> [Written instruction]:
Leave out the images and repeat the listing below without a single change.

___ Information provided ___

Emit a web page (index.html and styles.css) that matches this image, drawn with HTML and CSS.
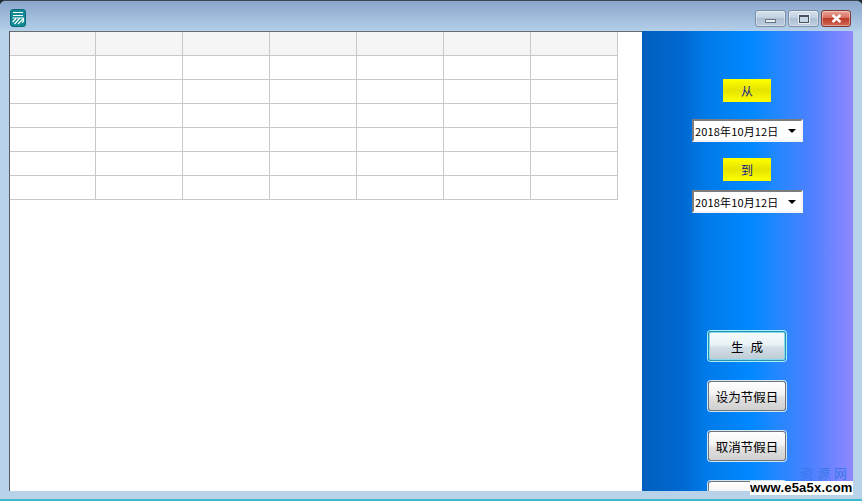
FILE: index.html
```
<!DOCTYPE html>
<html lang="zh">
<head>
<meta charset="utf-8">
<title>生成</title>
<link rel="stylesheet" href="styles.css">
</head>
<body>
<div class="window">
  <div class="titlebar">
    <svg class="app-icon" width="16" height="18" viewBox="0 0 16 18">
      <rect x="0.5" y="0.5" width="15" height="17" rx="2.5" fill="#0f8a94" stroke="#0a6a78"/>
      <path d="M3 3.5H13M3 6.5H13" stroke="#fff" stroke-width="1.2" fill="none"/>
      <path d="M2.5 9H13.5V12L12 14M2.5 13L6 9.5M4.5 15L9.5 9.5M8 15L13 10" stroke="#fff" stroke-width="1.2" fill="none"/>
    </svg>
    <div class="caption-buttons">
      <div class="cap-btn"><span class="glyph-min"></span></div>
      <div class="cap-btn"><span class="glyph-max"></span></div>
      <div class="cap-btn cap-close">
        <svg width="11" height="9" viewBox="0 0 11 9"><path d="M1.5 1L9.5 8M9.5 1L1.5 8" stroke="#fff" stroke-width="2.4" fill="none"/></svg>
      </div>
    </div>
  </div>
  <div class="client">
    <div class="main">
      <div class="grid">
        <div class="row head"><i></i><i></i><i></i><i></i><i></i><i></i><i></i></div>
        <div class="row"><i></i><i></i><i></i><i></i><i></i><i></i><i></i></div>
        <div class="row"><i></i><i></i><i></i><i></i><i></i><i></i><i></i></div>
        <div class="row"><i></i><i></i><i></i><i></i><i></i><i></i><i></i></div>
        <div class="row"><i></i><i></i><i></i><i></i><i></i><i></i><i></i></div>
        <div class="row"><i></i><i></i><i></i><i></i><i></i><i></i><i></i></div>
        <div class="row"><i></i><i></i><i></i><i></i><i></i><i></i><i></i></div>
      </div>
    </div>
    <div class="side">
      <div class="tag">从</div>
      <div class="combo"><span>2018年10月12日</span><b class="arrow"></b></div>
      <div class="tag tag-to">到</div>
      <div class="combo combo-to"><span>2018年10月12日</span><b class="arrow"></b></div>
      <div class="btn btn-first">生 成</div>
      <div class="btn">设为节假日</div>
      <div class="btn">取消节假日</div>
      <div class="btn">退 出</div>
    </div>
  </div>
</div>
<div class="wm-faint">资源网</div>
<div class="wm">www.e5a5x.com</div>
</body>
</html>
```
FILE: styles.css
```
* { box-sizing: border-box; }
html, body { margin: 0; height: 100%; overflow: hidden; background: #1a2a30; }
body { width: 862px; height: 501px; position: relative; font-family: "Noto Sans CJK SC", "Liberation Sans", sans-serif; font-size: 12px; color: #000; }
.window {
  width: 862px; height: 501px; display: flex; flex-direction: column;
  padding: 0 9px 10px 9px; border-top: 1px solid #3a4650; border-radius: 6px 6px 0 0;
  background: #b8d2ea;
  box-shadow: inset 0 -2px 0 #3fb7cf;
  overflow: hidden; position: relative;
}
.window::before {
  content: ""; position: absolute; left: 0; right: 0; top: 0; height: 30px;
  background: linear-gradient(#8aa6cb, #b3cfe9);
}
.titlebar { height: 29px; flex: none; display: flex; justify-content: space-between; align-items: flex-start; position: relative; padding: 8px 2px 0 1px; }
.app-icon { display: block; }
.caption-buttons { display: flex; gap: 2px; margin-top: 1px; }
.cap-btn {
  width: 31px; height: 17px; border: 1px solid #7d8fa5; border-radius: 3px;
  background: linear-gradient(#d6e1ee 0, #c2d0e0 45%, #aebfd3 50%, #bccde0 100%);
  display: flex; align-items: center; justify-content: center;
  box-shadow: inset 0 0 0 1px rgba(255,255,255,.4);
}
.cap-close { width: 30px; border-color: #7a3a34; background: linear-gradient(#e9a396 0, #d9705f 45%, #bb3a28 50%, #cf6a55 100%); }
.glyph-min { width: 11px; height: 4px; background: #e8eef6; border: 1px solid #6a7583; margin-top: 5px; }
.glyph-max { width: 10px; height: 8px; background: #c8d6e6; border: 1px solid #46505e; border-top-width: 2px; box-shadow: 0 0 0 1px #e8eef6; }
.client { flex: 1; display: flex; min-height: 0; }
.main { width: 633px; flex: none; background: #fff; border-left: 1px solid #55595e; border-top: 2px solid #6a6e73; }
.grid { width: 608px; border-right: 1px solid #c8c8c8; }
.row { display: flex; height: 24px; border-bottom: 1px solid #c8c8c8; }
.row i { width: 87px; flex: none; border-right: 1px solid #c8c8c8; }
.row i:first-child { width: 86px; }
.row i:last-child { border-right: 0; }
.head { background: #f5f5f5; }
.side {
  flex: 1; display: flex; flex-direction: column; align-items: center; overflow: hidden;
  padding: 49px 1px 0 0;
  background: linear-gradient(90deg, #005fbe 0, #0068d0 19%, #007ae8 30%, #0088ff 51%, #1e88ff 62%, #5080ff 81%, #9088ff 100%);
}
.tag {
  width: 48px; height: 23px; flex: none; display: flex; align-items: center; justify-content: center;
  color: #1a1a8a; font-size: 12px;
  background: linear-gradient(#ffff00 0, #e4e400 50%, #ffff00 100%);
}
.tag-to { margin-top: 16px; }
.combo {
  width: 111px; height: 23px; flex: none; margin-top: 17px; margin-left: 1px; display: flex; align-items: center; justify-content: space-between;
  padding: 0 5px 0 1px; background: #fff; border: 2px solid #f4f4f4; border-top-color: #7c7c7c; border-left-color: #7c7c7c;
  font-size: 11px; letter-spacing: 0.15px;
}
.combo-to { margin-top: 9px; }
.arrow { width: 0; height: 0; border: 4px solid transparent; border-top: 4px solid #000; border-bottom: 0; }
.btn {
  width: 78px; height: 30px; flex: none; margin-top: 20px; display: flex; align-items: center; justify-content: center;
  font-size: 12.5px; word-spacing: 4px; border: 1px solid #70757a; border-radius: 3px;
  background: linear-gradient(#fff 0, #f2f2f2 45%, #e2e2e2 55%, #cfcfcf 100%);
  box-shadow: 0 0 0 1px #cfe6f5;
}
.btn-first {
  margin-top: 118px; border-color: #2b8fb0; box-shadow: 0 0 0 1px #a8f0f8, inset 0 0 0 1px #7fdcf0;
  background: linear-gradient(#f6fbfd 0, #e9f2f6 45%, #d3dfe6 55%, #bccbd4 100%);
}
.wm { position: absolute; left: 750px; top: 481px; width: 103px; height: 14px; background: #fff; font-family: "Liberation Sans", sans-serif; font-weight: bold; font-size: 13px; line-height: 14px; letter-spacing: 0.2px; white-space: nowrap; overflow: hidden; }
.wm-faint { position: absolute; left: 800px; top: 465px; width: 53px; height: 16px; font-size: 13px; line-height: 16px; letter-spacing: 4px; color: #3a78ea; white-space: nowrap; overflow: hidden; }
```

___

> [Output of the task]:
Emit a web page (index.html and styles.css) that matches this image, drawn with HTML and CSS.
FILE: index.html
```
<!DOCTYPE html>
<html lang="zh">
<head>
<meta charset="utf-8">
<title>生成</title>
<link rel="stylesheet" href="styles.css">
</head>
<body>
<div class="window">
  <div class="titlebar">
    <svg class="app-icon" width="16" height="18" viewBox="0 0 16 18">
      <rect x="0.5" y="0.5" width="15" height="17" rx="2.5" fill="#0f8a94" stroke="#0a6a78"/>
      <path d="M3 3.5H13M3 6.5H13" stroke="#fff" stroke-width="1.2" fill="none"/>
      <path d="M2.5 9H13.5V12L12 14M2.5 13L6 9.5M4.5 15L9.5 9.5M8 15L13 10" stroke="#fff" stroke-width="1.2" fill="none"/>
    </svg>
    <div class="caption-buttons">
      <div class="cap-btn"><span class="glyph-min"></span></div>
      <div class="cap-btn"><span class="glyph-max"></span></div>
      <div class="cap-btn cap-close">
        <svg width="11" height="9" viewBox="0 0 11 9"><path d="M1.5 1L9.5 8M9.5 1L1.5 8" stroke="#fff" stroke-width="2.4" fill="none"/></svg>
      </div>
    </div>
  </div>
  <div class="client">
    <div class="main">
      <div class="grid">
        <div class="row head"><i></i><i></i><i></i><i></i><i></i><i></i><i></i></div>
        <div class="row"><i></i><i></i><i></i><i></i><i></i><i></i><i></i></div>
        <div class="row"><i></i><i></i><i></i><i></i><i></i><i></i><i></i></div>
        <div class="row"><i></i><i></i><i></i><i></i><i></i><i></i><i></i></div>
        <div class="row"><i></i><i></i><i></i><i></i><i></i><i></i><i></i></div>
        <div class="row"><i></i><i></i><i></i><i></i><i></i><i></i><i></i></div>
        <div class="row"><i></i><i></i><i></i><i></i><i></i><i></i><i></i></div>
      </div>
    </div>
    <div class="side">
      <div class="tag">从</div>
      <div class="combo"><span>2018年10月12日</span><b class="arrow"></b></div>
      <div class="tag tag-to">到</div>
      <div class="combo combo-to"><span>2018年10月12日</span><b class="arrow"></b></div>
      <div class="btn btn-first">生 成</div>
      <div class="btn">设为节假日</div>
      <div class="btn">取消节假日</div>
      <div class="btn">退 出</div>
    </div>
  </div>
</div>
<div class="wm-faint">资源网</div>
<div class="wm">www.e5a5x.com</div>
</body>
</html>
```
FILE: styles.css
```
* { box-sizing: border-box; }
html, body { margin: 0; height: 100%; overflow: hidden; background: #1a2a30; }
body { width: 862px; height: 501px; position: relative; font-family: "Noto Sans CJK SC", "Liberation Sans", sans-serif; font-size: 12px; color: #000; }
.window {
  width: 862px; height: 501px; display: flex; flex-direction: column;
  padding: 0 9px 10px 9px; border-top: 1px solid #3a4650; border-radius: 6px 6px 0 0;
  background: #b8d2ea;
  box-shadow: inset 0 -2px 0 #3fb7cf;
  overflow: hidden; position: relative;
}
.window::before {
  content: ""; position: absolute; left: 0; right: 0; top: 0; height: 30px;
  background: linear-gradient(#8aa6cb, #b3cfe9);
}
.titlebar { height: 29px; flex: none; display: flex; justify-content: space-between; align-items: flex-start; position: relative; padding: 8px 2px 0 1px; }
.app-icon { display: block; }
.caption-buttons { display: flex; gap: 2px; margin-top: 1px; }
.cap-btn {
  width: 31px; height: 17px; border: 1px solid #7d8fa5; border-radius: 3px;
  background: linear-gradient(#d6e1ee 0, #c2d0e0 45%, #aebfd3 50%, #bccde0 100%);
  display: flex; align-items: center; justify-content: center;
  box-shadow: inset 0 0 0 1px rgba(255,255,255,.4);
}
.cap-close { width: 30px; border-color: #7a3a34; background: linear-gradient(#e9a396 0, #d9705f 45%, #bb3a28 50%, #cf6a55 100%); }
.glyph-min { width: 11px; height: 4px; background: #e8eef6; border: 1px solid #6a7583; margin-top: 5px; }
.glyph-max { width: 10px; height: 8px; background: #c8d6e6; border: 1px solid #46505e; border-top-width: 2px; box-shadow: 0 0 0 1px #e8eef6; }
.client { flex: 1; display: flex; min-height: 0; }
.main { width: 633px; flex: none; background: #fff; border-left: 1px solid #55595e; border-top: 2px solid #6a6e73; }
.grid { width: 608px; border-right: 1px solid #c8c8c8; }
.row { display: flex; height: 24px; border-bottom: 1px solid #c8c8c8; }
.row i { width: 87px; flex: none; border-right: 1px solid #c8c8c8; }
.row i:first-child { width: 86px; }
.row i:last-child { border-right: 0; }
.head { background: #f5f5f5; }
.side {
  flex: 1; display: flex; flex-direction: column; align-items: center; overflow: hidden;
  padding: 49px 1px 0 0;
  background: linear-gradient(90deg, #005fbe 0, #0068d0 19%, #007ae8 30%, #0088ff 51%, #1e88ff 62%, #5080ff 81%, #9088ff 100%);
}
.tag {
  width: 48px; height: 23px; flex: none; display: flex; align-items: center; justify-content: center;
  color: #1a1a8a; font-size: 12px;
  background: linear-gradient(#ffff00 0, #e4e400 50%, #ffff00 100%);
}
.tag-to { margin-top: 16px; }
.combo {
  width: 111px; height: 23px; flex: none; margin-top: 17px; margin-left: 1px; display: flex; align-items: center; justify-content: space-between;
  padding: 0 5px 0 1px; background: #fff; border: 2px solid #f4f4f4; border-top-color: #7c7c7c; border-left-color: #7c7c7c;
  font-size: 11px; letter-spacing: 0.15px;
}
.combo-to { margin-top: 9px; }
.arrow { width: 0; height: 0; border: 4px solid transparent; border-top: 4px solid #000; border-bottom: 0; }
.btn {
  width: 78px; height: 30px; flex: none; margin-top: 20px; display: flex; align-items: center; justify-content: center;
  font-size: 12.5px; word-spacing: 4px; border: 1px solid #70757a; border-radius: 3px;
  background: linear-gradient(#fff 0, #f2f2f2 45%, #e2e2e2 55%, #cfcfcf 100%);
  box-shadow: 0 0 0 1px #cfe6f5;
}
.btn-first {
  margin-top: 118px; border-color: #2b8fb0; box-shadow: 0 0 0 1px #a8f0f8, inset 0 0 0 1px #7fdcf0;
  background: linear-gradient(#f6fbfd 0, #e9f2f6 45%, #d3dfe6 55%, #bccbd4 100%);
}
.wm { position: absolute; left: 750px; top: 481px; width: 103px; height: 14px; background: #fff; font-family: "Liberation Sans", sans-serif; font-weight: bold; font-size: 13px; line-height: 14px; letter-spacing: 0.2px; white-space: nowrap; overflow: hidden; }
.wm-faint { position: absolute; left: 800px; top: 465px; width: 53px; height: 16px; font-size: 13px; line-height: 16px; letter-spacing: 4px; color: #3a78ea; white-space: nowrap; overflow: hidden; }
```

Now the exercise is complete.